I can not write the script for you. Please read the documentation and experiment with different ideas. If you run into problems, please ask questions in the forum.


(Walker) #7

.....I have two examples of things I've "written" that do not work. Instead of telling me where I'm wrong, or an explanation of what the error means, you're saying "Go learn a programming language". I'm not looking for someone to "do it for me" necessarily but someone to assist me in showing me where I'm wrong.

Thanks for the help :roll_eyes:


(Nathan Reese) #8

what is the ctx in the front of the field referencing

ctx is short for context and is the document that your script is run against.

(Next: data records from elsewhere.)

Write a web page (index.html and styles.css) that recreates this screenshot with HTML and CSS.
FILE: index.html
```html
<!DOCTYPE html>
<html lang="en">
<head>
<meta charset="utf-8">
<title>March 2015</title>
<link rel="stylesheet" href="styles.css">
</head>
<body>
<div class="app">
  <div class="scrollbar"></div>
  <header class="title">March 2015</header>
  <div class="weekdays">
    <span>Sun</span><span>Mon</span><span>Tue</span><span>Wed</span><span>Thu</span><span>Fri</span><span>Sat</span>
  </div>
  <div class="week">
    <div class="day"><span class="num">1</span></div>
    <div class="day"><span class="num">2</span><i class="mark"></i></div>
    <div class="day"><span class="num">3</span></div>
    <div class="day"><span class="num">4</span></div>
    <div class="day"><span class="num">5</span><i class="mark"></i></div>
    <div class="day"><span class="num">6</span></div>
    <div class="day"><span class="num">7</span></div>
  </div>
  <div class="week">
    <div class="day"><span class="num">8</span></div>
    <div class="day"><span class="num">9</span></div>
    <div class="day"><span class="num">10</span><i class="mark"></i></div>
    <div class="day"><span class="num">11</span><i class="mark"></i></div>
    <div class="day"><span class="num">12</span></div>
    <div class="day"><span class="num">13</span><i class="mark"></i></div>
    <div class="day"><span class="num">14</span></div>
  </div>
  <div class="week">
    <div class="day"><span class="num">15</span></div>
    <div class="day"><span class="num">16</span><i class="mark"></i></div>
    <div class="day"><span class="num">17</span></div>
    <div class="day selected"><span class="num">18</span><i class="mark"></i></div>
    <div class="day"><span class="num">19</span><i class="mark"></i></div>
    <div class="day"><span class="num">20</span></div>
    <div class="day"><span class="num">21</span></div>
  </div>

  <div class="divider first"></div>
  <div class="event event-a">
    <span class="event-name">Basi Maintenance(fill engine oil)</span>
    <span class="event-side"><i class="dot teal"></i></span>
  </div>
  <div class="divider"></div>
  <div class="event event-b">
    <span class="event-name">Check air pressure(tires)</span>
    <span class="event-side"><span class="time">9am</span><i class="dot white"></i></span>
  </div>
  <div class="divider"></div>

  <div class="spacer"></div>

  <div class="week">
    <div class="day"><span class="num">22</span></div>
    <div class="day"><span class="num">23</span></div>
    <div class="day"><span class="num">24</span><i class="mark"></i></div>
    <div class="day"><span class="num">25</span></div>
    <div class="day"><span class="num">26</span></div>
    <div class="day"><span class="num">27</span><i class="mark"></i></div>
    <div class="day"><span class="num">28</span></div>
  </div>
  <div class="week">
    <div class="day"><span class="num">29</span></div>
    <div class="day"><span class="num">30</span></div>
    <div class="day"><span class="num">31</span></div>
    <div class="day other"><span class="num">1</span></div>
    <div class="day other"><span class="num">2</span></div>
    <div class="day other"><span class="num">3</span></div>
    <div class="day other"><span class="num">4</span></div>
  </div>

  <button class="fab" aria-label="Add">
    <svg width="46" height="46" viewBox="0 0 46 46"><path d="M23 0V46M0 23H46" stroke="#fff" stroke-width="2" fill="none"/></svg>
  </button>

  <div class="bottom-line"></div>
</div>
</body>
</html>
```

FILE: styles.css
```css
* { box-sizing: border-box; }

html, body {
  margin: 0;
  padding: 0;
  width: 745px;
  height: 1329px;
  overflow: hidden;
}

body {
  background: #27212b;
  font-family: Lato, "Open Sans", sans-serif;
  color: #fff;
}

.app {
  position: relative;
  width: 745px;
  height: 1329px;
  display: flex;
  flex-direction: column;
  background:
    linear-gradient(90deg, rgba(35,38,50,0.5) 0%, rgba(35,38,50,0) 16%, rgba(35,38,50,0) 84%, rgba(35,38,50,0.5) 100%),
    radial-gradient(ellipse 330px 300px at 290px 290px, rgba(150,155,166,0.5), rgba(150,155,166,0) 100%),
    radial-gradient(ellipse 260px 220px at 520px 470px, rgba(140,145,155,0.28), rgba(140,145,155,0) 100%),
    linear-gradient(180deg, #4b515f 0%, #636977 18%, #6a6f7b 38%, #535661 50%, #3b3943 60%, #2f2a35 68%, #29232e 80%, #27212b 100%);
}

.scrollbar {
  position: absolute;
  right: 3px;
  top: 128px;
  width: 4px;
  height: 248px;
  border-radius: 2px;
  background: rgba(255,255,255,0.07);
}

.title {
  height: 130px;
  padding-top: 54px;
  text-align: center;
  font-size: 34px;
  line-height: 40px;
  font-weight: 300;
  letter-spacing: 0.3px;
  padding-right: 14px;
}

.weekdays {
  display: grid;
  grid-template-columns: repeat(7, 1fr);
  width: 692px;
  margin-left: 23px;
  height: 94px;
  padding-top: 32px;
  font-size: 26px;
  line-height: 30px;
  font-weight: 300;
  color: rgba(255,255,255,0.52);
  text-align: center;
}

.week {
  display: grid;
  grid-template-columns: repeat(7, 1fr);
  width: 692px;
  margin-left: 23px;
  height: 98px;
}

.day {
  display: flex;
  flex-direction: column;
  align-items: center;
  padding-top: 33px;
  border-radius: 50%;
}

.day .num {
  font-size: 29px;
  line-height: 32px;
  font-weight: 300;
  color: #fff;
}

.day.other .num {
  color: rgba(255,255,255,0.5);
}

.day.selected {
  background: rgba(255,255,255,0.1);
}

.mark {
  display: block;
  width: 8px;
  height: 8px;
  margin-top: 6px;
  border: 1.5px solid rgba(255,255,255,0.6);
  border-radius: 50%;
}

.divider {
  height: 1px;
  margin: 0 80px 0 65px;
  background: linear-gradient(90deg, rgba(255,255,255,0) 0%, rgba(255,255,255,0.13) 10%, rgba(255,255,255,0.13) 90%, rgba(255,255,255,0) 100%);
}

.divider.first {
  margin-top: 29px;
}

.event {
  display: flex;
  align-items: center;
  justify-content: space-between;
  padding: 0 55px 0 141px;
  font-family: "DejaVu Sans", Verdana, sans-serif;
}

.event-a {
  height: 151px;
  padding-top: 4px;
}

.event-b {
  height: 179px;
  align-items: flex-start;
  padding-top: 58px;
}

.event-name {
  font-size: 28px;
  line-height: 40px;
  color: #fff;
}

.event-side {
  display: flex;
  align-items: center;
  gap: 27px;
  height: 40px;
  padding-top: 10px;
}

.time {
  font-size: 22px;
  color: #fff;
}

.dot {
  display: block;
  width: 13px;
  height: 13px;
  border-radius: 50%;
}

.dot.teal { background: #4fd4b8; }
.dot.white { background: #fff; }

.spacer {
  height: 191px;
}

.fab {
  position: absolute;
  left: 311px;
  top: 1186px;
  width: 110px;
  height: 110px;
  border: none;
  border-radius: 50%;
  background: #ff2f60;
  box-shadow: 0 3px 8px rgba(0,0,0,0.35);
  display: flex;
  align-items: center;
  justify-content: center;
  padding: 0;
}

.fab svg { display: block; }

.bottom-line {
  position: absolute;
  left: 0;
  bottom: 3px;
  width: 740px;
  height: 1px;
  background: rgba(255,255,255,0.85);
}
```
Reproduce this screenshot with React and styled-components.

Try building out the REGEX in a REGEX playground to get that part working first - https://regexr.com/.

I still think it would be easier to not use REGEX and just use indexOf to find where the substring starts and then use substring(resultsOfIndexOf) to remove the fixed string. Check out Java String docs for details https://docs.oracle.com/javase/7/docs/api/java/lang/String.html


(Christian Dahlqvist) #9

I do not think you can modify the _source field in a scripted field, so I suspect you need to return the value from the script which will create the field you named in the UI. If you are looking to modify the source you will need to do so through a script with the reindex API.


(Walker) #10

I'm not trying to modify the _source field, I just assumed I was entering the path to the field and it looks like all fields are under the _source field, at least when I look at the JSON for the event..I highlighted build as an example of what I believe is a subfield of _source...I'm not targeting it for any purpose.

image


(Walker) #11

That's the site I use for regex since I'm not the greatest at building them. I'm not saying your suggestion is incorrect, it's just something I don't know how to do and frankly can't make heads or tails of most examples out there. I'll take a look at the documentation you linked here.


(system) #12

This topic was automatically closed 28 days after the last reply. New replies are no longer allowed.